**Data lines**:
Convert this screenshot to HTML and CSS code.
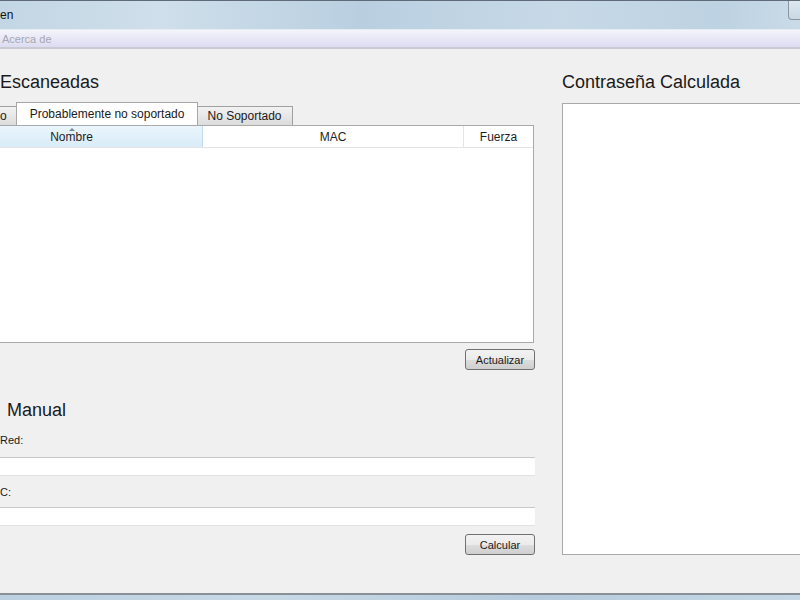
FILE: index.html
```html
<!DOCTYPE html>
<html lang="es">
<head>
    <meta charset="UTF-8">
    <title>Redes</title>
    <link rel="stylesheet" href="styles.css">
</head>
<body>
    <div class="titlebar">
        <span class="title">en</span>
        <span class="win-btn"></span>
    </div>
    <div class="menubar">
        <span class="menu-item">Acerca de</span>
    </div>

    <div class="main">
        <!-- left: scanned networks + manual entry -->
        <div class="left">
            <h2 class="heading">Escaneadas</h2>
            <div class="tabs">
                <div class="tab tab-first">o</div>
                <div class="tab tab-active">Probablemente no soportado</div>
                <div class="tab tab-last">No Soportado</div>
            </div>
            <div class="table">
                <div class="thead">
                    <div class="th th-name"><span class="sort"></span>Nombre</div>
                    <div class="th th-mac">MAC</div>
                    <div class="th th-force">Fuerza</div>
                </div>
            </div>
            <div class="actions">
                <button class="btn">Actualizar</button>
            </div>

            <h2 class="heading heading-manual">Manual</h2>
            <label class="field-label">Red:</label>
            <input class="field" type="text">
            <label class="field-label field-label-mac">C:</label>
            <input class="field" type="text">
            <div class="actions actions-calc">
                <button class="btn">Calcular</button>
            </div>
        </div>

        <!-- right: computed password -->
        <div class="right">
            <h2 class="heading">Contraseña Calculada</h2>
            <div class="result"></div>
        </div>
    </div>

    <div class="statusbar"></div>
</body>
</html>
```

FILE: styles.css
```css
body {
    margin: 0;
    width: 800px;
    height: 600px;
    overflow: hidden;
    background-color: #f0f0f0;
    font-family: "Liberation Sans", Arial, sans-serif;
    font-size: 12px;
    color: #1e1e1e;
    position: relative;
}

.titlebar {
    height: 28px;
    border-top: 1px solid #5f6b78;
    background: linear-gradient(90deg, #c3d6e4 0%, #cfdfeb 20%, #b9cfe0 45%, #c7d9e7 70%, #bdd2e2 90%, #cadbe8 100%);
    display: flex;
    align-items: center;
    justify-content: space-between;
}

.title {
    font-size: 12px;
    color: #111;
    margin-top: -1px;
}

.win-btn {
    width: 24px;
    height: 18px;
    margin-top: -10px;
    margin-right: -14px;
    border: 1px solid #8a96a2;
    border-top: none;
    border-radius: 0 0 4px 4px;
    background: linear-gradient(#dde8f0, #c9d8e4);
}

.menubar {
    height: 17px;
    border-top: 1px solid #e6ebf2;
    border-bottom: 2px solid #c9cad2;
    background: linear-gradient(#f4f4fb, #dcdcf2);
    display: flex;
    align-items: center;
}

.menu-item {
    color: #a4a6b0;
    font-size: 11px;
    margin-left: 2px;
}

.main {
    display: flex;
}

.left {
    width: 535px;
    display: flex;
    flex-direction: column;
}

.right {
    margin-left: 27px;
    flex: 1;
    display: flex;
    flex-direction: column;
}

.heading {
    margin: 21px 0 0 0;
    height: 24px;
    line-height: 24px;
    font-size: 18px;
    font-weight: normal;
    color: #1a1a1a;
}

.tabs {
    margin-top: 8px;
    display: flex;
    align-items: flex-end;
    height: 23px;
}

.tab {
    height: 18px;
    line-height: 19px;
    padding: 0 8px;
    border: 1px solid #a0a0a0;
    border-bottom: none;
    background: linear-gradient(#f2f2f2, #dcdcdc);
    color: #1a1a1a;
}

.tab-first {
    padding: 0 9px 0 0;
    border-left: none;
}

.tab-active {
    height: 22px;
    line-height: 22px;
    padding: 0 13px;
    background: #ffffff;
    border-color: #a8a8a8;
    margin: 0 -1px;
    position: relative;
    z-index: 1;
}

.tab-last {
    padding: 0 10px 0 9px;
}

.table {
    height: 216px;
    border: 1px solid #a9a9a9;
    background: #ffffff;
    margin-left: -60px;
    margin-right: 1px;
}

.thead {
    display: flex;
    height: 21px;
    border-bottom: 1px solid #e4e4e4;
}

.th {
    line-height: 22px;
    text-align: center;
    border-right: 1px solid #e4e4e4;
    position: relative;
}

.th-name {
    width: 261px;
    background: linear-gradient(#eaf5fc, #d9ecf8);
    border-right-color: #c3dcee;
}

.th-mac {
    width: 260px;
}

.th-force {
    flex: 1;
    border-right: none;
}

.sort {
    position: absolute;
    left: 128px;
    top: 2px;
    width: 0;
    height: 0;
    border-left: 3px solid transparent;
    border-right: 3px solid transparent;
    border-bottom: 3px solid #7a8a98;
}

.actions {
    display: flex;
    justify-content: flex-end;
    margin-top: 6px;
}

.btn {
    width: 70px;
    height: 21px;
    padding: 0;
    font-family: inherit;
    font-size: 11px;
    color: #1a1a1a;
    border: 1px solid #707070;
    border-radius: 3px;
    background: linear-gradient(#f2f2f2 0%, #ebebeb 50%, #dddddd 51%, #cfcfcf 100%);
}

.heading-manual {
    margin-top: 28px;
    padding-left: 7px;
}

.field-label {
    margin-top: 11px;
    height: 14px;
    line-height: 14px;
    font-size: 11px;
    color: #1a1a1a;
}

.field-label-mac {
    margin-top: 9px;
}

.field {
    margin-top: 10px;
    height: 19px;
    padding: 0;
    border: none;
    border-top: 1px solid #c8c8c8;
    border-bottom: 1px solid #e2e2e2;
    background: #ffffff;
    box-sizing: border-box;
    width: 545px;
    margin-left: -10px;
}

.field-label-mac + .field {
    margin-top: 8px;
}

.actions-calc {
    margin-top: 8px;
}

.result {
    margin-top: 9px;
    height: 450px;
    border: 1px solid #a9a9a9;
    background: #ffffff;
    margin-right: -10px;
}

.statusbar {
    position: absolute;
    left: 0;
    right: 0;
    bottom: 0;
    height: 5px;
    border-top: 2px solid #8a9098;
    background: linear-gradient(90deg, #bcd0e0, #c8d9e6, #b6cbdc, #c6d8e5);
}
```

==

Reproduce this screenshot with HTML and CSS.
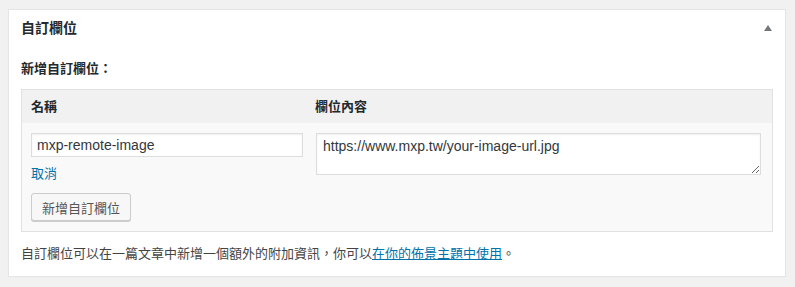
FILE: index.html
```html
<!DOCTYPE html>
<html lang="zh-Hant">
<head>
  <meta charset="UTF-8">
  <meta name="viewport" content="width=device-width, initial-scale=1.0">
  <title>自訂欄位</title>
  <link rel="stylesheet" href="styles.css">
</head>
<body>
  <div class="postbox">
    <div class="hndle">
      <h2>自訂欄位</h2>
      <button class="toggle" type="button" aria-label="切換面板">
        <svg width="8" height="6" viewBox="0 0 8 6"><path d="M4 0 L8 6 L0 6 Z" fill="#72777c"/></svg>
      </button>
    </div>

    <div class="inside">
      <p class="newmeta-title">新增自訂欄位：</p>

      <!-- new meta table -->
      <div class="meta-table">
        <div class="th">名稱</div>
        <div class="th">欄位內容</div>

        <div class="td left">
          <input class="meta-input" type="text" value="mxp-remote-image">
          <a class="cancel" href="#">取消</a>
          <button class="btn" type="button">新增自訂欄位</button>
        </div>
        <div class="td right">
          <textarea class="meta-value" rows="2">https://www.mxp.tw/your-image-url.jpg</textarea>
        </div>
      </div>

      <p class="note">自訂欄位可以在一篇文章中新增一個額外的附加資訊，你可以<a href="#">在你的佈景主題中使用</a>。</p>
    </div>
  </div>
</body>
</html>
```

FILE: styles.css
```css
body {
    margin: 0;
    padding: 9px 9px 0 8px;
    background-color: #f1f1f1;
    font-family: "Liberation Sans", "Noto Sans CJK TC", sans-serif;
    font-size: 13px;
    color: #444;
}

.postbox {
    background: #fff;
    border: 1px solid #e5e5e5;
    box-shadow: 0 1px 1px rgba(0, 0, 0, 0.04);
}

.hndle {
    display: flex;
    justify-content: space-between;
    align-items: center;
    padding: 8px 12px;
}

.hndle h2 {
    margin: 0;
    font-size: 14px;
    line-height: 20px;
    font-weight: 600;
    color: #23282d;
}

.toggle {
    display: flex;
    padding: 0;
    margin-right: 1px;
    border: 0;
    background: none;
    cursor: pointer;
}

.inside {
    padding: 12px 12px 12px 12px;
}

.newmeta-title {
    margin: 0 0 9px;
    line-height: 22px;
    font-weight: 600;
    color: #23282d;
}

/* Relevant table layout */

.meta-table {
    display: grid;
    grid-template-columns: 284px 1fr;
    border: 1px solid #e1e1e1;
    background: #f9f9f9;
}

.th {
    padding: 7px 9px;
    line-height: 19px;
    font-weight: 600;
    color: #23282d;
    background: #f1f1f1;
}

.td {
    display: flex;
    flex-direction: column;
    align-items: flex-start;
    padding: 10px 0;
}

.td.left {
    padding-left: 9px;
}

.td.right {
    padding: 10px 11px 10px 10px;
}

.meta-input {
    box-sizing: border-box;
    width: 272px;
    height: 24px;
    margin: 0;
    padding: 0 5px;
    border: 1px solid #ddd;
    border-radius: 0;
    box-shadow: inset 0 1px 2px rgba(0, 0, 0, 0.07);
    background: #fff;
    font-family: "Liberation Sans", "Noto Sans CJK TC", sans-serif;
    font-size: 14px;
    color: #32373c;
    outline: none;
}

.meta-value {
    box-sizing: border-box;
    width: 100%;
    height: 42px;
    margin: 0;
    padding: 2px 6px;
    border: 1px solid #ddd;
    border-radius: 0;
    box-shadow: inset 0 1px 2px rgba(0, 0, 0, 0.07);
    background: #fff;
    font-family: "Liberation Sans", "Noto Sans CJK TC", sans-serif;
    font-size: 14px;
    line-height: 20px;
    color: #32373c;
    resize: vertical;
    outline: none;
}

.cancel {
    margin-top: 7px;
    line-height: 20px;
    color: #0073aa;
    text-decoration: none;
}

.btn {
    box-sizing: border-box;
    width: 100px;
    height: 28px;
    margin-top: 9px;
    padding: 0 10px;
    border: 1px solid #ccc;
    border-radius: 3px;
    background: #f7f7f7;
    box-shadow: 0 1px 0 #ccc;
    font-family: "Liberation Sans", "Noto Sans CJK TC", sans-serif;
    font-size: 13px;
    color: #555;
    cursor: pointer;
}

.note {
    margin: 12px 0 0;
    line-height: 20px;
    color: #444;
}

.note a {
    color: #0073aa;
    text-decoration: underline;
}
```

**Your instructions**:
Where a line in the material contains "screenshot", copy that line.

**Worked solution**:
Convert this screenshot to HTML and CSS code.
Reproduce this screenshot with HTML and CSS.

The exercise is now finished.